▶

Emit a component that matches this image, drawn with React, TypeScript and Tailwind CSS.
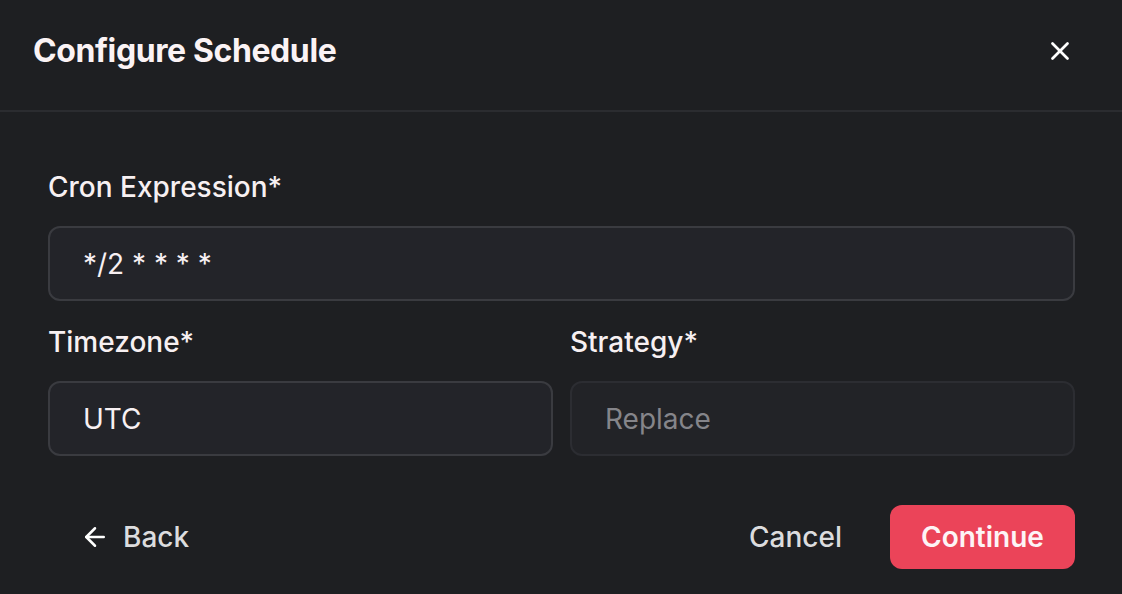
import { X, ArrowLeft } from 'lucide-react';

function Field({ label, value, disabled }: { label: string; value: string; disabled?: boolean }) {
  return (
    <div className="flex flex-col">
      <label className="text-[28px] font-medium leading-[34px] text-[#f7f0f2] mb-[22px]">{label}</label>
      <div
        className={
          disabled
            ? 'h-[75px] rounded-[12px] border-2 border-[#2c2d32] bg-[#222327] flex items-center px-[33px] text-[28px] text-[#85858a]'
            : 'h-[75px] rounded-[12px] border-2 border-[#3a3b40] bg-[#232429] flex items-center px-[33px] text-[28px] text-[#f7f0f2]'
        }
      >
        {value}
      </div>
    </div>
  );
}

export default function App() {
  return (
    <div className="w-[1122px] h-[594px] bg-[#1e1f22] flex flex-col overflow-hidden" style={{ fontFamily: 'Inter, "Noto Sans", sans-serif' }}>
      {/* Header */}
      <div className="h-[112px] shrink-0 flex items-center justify-between pl-[33px] pr-[47px] border-b-2 border-[#2b2c30] pb-[8px]">
        <h1 className="text-[32px] font-bold tracking-[-0.4px] text-[#fbf3f5]">Configure Schedule</h1>
        <X className="w-[30px] h-[30px] text-white" strokeWidth={2.2} />
      </div>

      {/* Body */}
      <div className="pl-[48px] pr-[47px] pt-[58px] flex flex-col gap-[24px]">
        <Field label="Cron Expression*" value="*/2 * * * *" />
        <div className="grid grid-cols-2 gap-[17px]">
          <Field label="Timezone*" value="UTC" />
          <Field label="Strategy*" value="Replace" disabled />
        </div>
      </div>

      {/* Footer */}
      <div className="flex items-center justify-between pl-[48px] pr-[47px] mt-[49px]">
        <button className="flex items-center gap-[13px] pl-[32px] text-[28px] font-medium text-[#dcdcde]">
          <ArrowLeft className="w-[30px] h-[30px] text-white" strokeWidth={2} />
          Back
        </button>
        <div className="flex items-center gap-[48px]">
          <button className="text-[28px] font-medium text-[#dcdcde]">Cancel</button>
          <button className="h-[64px] w-[185px] rounded-[12px] bg-[#eb4459] text-[28px] font-semibold text-[#fdf4f6]">
            Continue
          </button>
        </div>
      </div>
    </div>
  );
}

◀

• Objective: Word for word, quote the lines above. Omit the pictures.

• Result of the exercise:
Emit a component that matches this image, drawn with React, TypeScript and Tailwind CSS.
import { X, ArrowLeft } from 'lucide-react';

function Field({ label, value, disabled }: { label: string; value: string; disabled?: boolean }) {
  return (
    <div className="flex flex-col">
      <label className="text-[28px] font-medium leading-[34px] text-[#f7f0f2] mb-[22px]">{label}</label>
      <div
        className={
          disabled
            ? 'h-[75px] rounded-[12px] border-2 border-[#2c2d32] bg-[#222327] flex items-center px-[33px] text-[28px] text-[#85858a]'
            : 'h-[75px] rounded-[12px] border-2 border-[#3a3b40] bg-[#232429] flex items-center px-[33px] text-[28px] text-[#f7f0f2]'
        }
      >
        {value}
      </div>
    </div>
  );
}

export default function App() {
  return (
    <div className="w-[1122px] h-[594px] bg-[#1e1f22] flex flex-col overflow-hidden" style={{ fontFamily: 'Inter, "Noto Sans", sans-serif' }}>
      {/* Header */}
      <div className="h-[112px] shrink-0 flex items-center justify-between pl-[33px] pr-[47px] border-b-2 border-[#2b2c30] pb-[8px]">
        <h1 className="text-[32px] font-bold tracking-[-0.4px] text-[#fbf3f5]">Configure Schedule</h1>
        <X className="w-[30px] h-[30px] text-white" strokeWidth={2.2} />
      </div>

      {/* Body */}
      <div className="pl-[48px] pr-[47px] pt-[58px] flex flex-col gap-[24px]">
        <Field label="Cron Expression*" value="*/2 * * * *" />
        <div className="grid grid-cols-2 gap-[17px]">
          <Field label="Timezone*" value="UTC" />
          <Field label="Strategy*" value="Replace" disabled />
        </div>
      </div>

      {/* Footer */}
      <div className="flex items-center justify-between pl-[48px] pr-[47px] mt-[49px]">
        <button className="flex items-center gap-[13px] pl-[32px] text-[28px] font-medium text-[#dcdcde]">
          <ArrowLeft className="w-[30px] h-[30px] text-white" strokeWidth={2} />
          Back
        </button>
        <div className="flex items-center gap-[48px]">
          <button className="text-[28px] font-medium text-[#dcdcde]">Cancel</button>
          <button className="h-[64px] w-[185px] rounded-[12px] bg-[#eb4459] text-[28px] font-semibold text-[#fdf4f6]">
            Continue
          </button>
        </div>
      </div>
    </div>
  );
}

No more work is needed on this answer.